Gather from the listing below each line that includes the word "page", and copy it.

▸ **Information supplied**
____

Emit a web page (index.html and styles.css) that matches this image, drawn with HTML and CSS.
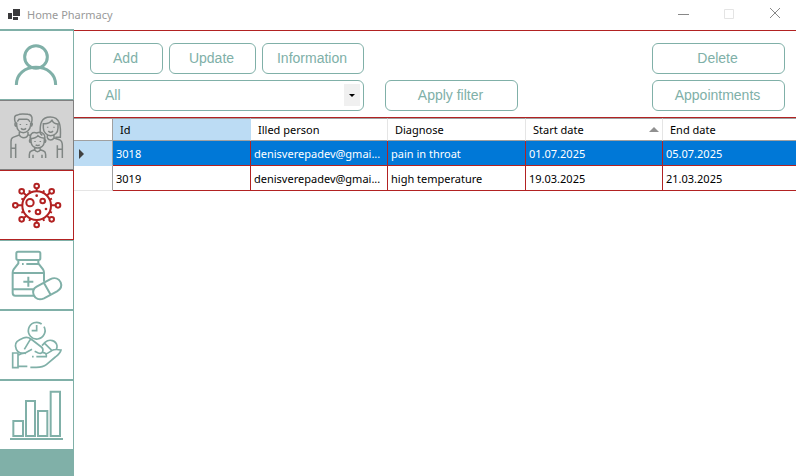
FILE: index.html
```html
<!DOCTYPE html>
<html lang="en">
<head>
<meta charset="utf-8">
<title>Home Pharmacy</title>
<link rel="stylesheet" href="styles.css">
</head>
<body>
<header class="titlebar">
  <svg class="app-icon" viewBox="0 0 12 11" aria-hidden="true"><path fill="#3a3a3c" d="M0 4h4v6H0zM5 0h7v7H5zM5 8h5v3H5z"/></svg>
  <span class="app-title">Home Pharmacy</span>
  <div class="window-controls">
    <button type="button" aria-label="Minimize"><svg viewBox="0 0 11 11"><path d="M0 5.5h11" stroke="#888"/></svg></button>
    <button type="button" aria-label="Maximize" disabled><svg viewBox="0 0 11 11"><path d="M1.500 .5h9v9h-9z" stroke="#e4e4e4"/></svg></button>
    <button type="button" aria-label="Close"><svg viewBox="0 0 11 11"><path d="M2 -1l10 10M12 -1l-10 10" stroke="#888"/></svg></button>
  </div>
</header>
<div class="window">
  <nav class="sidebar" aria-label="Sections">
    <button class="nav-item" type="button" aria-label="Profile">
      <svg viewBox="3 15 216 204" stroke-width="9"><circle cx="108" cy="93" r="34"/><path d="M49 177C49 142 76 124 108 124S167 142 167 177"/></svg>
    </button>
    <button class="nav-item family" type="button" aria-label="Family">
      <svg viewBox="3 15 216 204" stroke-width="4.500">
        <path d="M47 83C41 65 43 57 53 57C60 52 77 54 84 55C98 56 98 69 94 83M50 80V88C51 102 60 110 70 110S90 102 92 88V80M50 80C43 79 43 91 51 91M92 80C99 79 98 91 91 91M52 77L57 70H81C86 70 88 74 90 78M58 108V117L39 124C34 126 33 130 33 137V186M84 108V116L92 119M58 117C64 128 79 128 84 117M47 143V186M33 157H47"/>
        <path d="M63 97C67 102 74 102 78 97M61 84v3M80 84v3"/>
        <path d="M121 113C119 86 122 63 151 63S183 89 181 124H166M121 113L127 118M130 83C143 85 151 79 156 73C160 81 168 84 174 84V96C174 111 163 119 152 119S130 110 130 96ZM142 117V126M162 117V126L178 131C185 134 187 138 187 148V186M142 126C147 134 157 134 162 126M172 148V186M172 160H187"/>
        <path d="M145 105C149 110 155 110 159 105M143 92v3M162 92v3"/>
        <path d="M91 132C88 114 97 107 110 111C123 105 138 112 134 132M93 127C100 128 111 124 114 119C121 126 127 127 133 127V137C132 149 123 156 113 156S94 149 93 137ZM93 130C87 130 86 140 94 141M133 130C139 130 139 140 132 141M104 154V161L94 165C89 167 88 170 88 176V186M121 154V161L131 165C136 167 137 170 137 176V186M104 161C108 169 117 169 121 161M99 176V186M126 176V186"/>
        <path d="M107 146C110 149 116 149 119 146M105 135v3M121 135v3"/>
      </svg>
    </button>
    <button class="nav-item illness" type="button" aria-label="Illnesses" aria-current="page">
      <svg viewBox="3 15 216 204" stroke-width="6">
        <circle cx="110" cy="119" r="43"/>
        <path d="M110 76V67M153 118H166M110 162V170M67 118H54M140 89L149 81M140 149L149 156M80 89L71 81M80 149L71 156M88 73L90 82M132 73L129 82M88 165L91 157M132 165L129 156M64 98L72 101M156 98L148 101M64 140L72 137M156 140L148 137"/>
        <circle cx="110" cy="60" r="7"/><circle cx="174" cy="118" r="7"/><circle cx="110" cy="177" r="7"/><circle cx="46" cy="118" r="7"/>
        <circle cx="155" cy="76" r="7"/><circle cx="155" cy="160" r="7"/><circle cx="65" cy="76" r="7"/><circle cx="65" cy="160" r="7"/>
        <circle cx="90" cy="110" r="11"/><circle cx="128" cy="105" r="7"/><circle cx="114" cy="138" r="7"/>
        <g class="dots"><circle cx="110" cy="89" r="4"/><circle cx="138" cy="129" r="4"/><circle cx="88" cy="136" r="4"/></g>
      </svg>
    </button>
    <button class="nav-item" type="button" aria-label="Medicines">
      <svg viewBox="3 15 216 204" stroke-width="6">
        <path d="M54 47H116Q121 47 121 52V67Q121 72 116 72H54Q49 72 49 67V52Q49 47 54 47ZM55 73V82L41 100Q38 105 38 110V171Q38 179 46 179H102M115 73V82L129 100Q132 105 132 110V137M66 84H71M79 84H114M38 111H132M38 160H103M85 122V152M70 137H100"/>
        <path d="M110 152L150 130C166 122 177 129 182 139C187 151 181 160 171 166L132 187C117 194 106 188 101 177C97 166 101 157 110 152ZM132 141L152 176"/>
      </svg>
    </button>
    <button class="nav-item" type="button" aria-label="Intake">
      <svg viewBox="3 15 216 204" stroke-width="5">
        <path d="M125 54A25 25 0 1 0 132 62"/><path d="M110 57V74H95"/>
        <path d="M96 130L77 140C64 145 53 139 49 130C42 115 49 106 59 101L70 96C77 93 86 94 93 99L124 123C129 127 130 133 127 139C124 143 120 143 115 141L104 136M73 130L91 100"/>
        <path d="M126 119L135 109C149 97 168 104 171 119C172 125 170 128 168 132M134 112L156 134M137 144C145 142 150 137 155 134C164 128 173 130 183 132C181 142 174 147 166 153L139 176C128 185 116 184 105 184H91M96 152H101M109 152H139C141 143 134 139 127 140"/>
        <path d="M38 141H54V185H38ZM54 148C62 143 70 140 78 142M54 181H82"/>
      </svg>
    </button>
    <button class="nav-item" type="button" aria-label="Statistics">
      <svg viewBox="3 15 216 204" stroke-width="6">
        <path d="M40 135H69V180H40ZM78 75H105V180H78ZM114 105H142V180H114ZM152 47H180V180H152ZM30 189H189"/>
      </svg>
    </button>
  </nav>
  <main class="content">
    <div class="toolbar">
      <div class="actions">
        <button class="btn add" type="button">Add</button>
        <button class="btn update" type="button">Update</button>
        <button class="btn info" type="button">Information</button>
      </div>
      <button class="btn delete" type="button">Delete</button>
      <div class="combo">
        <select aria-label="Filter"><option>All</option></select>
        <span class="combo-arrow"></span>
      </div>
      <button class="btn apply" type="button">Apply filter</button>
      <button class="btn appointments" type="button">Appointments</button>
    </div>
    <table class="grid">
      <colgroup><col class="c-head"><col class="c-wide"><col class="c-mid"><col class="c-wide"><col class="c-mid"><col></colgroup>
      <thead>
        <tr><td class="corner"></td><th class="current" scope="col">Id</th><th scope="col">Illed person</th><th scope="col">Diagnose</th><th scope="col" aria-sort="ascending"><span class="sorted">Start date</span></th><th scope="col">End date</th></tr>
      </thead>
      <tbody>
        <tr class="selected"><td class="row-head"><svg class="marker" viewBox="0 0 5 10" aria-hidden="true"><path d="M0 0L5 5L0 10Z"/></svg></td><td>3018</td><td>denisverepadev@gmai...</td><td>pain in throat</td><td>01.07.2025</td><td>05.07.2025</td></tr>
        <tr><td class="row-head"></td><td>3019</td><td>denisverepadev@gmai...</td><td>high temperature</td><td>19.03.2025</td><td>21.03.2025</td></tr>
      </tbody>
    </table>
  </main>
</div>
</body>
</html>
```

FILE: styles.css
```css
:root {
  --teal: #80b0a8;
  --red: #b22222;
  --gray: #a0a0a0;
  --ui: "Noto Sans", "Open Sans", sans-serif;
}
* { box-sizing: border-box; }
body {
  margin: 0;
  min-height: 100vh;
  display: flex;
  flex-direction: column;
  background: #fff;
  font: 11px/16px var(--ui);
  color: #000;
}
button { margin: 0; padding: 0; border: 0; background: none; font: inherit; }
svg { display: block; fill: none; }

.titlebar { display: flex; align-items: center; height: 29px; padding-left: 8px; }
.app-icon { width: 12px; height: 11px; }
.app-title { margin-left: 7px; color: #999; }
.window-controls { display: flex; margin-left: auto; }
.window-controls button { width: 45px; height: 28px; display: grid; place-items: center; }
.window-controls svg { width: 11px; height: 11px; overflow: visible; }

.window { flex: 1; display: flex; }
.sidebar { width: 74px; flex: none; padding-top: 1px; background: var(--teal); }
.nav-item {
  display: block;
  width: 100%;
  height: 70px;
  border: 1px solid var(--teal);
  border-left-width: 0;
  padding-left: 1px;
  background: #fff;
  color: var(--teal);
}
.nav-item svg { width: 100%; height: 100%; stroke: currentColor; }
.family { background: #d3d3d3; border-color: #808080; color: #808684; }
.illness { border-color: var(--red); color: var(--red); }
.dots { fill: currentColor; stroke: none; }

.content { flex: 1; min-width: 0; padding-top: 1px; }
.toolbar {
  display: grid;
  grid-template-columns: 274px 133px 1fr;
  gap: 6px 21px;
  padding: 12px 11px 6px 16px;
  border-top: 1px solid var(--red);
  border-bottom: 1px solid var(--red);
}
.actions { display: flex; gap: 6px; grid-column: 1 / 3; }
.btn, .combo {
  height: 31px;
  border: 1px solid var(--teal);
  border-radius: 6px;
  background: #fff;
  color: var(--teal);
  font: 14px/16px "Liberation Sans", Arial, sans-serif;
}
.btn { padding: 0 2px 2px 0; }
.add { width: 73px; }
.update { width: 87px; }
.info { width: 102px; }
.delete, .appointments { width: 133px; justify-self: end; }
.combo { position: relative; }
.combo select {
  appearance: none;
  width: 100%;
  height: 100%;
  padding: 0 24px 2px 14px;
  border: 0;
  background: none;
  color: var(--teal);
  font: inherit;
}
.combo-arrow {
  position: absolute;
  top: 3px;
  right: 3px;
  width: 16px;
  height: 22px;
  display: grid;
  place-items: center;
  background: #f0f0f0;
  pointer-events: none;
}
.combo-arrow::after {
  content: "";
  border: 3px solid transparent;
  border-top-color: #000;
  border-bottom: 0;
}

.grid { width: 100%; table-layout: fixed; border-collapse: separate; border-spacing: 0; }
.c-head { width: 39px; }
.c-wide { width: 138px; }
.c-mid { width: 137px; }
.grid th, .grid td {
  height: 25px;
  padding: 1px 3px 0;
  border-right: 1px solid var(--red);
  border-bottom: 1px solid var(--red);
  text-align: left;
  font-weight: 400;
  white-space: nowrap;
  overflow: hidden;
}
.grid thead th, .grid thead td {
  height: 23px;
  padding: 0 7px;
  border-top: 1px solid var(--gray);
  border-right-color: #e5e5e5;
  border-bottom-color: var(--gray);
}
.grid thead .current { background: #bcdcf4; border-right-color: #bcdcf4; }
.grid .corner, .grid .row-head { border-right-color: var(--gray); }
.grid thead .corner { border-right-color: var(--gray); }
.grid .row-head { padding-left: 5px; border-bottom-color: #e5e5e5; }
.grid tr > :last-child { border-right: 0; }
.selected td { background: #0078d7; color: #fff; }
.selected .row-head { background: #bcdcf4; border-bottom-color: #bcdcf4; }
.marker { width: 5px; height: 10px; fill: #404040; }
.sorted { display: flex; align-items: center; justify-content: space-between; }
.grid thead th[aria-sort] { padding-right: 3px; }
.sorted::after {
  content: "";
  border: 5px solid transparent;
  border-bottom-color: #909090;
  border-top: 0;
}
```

____

▸ **Output**
Emit a web page (index.html and styles.css) that matches this image, drawn with HTML and CSS.
    <button class="nav-item illness" type="button" aria-label="Illnesses" aria-current="page">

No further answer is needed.